Check at R = 5: A'(5) = 2π · 5 = 10π, and the circumference at R = 5 is 2π · 5 = 10π. They match. That is the Fundamental Theorem in miniature: accumulate the circumference to get the area, take the area’s rate, and the circumference comes back.

Nine cards. Click any card to reveal the answer. Use the Print flashcards button to lay out the full set as one card per page, ready to print or save as a PDF for offline review.

Q. What is the core method behind almost all of calculus?
A.

Break a hard problem into many small easy pieces, then add them up as the pieces shrink toward zero. For the circle: slice into thin rings, treat each as a rectangle, and sum as the thickness goes to zero.

Q. What is the area of one unrolled ring at radius r, thickness dr?
A.

About 2πr · dr: length 2πr (the circumference at that radius) times width dr (the thickness). It is an approximation that becomes exact as dr shrinks toward zero.

Q. Summing the ring areas gives the area under what, and what is the result?
A.

The area under the straight line 2πr plotted against r, which is a triangle of base R and height 2πR. Its area is (1/2) · R · 2πR = πR². The familiar formula is the area under a line.

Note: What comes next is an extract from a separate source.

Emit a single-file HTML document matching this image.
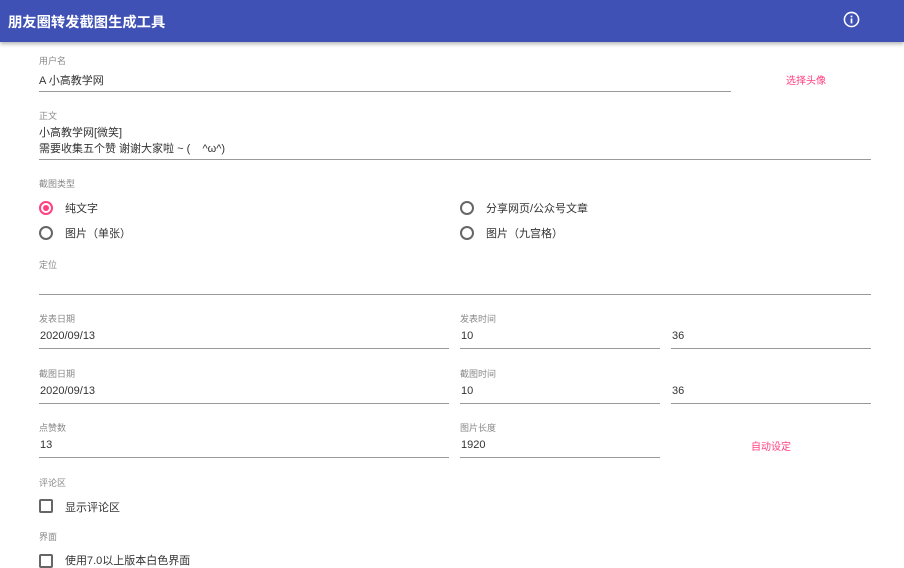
<!DOCTYPE html><html><head><meta charset="utf-8"><style>
body{margin:0;width:904px;height:558px;overflow:hidden;background:#fff;font-family:"Liberation Sans","Noto Sans CJK SC",sans-serif;position:relative;color:#333}
.hd{position:absolute;left:0;top:0;width:904px;height:42px;background:#3f51b5;box-shadow:0 2px 4px rgba(0,0,0,.3)}
.hd span{position:absolute;left:8px;top:11px;color:#fff;font-size:14.3px;font-weight:bold}
.a{position:absolute;white-space:nowrap}
.l{font-size:9px;color:#888}
.v{font-size:11px;color:#333}
.u{position:absolute;height:1px;background:#999}
.p{font-size:10px;color:#ff4081}
.r{position:absolute;width:10px;height:10px;border:2px solid #666;border-radius:50%}
.c{position:absolute;width:10px;height:10px;border:2px solid #666;border-radius:2px}
</style></head><body>
<div class="hd"><span>朋友圈转发截图生成工具</span>
<svg style="position:absolute;left:843px;top:11px" width="17" height="17" viewBox="0 0 24 24"><circle cx="12" cy="12" r="10" fill="none" stroke="#fff" stroke-width="2.2"/><rect x="10.8" y="10.5" width="2.4" height="7" fill="#fff"/><rect x="10.8" y="6.5" width="2.4" height="2.4" fill="#fff"/></svg></div>
<div class="a l" style="left:39px;top:54px">用户名</div>
<div class="a v" style="left:39px;top:72px">A 小高教学网</div>
<div class="u" style="left:39px;top:91px;width:692px"></div>
<div class="a p" style="left:786px;top:72px">选择头像</div>
<div class="a l" style="left:39px;top:109px">正文</div>
<div class="a v" style="left:39px;top:125px;line-height:16px">小高教学网[微笑]<br>需要收集五个赞 谢谢大家啦 ~ (&nbsp;&nbsp;&nbsp; ^ω^)</div>
<div class="u" style="left:39px;top:159px;width:832px"></div>
<div class="a l" style="left:39px;top:177px">截图类型</div>
<div class="r" style="left:39px;top:201px;border-color:#ff4081"></div><div class="a" style="left:43px;top:205px;width:6px;height:6px;border-radius:50%;background:#ff4081"></div>
<div class="a v" style="left:65px;top:200px">纯文字</div>
<div class="r" style="left:460px;top:201px"></div><div class="a v" style="left:486px;top:200px">分享网页/公众号文章</div>
<div class="r" style="left:39px;top:226px"></div><div class="a v" style="left:65px;top:225px">图片（单张）</div>
<div class="r" style="left:460px;top:226px"></div><div class="a v" style="left:486px;top:225px">图片（九宫格）</div>
<div class="a l" style="left:39px;top:258px">定位</div>
<div class="u" style="left:39px;top:294px;width:832px"></div>
<div class="a l" style="left:39px;top:312px">发表日期</div><div class="a v" style="left:40px;top:330px">2020/09/13</div><div class="u" style="left:39px;top:348px;width:410px"></div>
<div class="a l" style="left:460px;top:312px">发表时间</div><div class="a v" style="left:461px;top:330px">10</div><div class="u" style="left:460px;top:348px;width:200px"></div>
<div class="a v" style="left:672px;top:330px">36</div><div class="u" style="left:671px;top:348px;width:200px"></div>
<div class="a l" style="left:39px;top:367px">截图日期</div><div class="a v" style="left:40px;top:385px">2020/09/13</div><div class="u" style="left:39px;top:403px;width:410px"></div>
<div class="a l" style="left:460px;top:367px">截图时间</div><div class="a v" style="left:461px;top:385px">10</div><div class="u" style="left:460px;top:403px;width:200px"></div>
<div class="a v" style="left:672px;top:385px">36</div><div class="u" style="left:671px;top:403px;width:200px"></div>
<div class="a l" style="left:39px;top:421px">点赞数</div><div class="a v" style="left:40px;top:439px">13</div><div class="u" style="left:39px;top:457px;width:410px"></div>
<div class="a l" style="left:460px;top:421px">图片长度</div><div class="a v" style="left:461px;top:439px">1920</div><div class="u" style="left:460px;top:457px;width:200px"></div>
<div class="a p" style="left:751px;top:438px">自动设定</div>
<div class="a l" style="left:39px;top:476px">评论区</div>
<div class="c" style="left:39px;top:499px"></div><div class="a v" style="left:65px;top:499px">显示评论区</div>
<div class="a l" style="left:39px;top:530px">界面</div>
<div class="c" style="left:39px;top:554px"></div><div class="a v" style="left:65px;top:552px">使用7.0以上版本白色界面</div>
</body></html>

Q. What are the two pillars of calculus?
A.

Differentiation (rate of change): how fast is a function changing at each instant? Integration (accumulation): how much does it add up over a range? They are the two questions calculus systematically answers.

Q. What is the inverse relationship the circle reveals?
A.

Accumulate a curve to get a new function, then take that function’s rate of change, and you recover the original curve. Accumulating 2πr gives πR²; the rate of πR² is 2πR. This is the Fundamental Theorem of Calculus.

Q. For the circle, how does A'(R) = 2πR relate to the circumference?
A.

It is the circumference. The rate at which the accumulated area grows equals the very quantity being accumulated (the circumference 2πr). Growing R by a hair adds one ring of area about 2πR · dr.

Q. Why does shrinking dr make the slice-and-add answer exact?
A.

The error from treating a ring as a rectangle (its slight taper) shrinks faster than the pieces add up: halve dr and each ring’s error more than halves. In the limit dr → 0 the error vanishes, so the method is exact, not approximate.

Q. How is calculus the engine behind machine learning?
A.

Training lowers a loss by computing its derivative (rate of change) with respect to each parameter and nudging downhill (gradient descent); backpropagation computes those derivatives through the layers. Continuous probability uses integration (area under a density curve).

Q. What is calculus, stripped of the circle?
A.

The systematic study of two questions about any function, how fast it changes (the rate, differentiation) and how much it accumulates over a range (the total, integration), plus the discovery that these two are inverses of each other.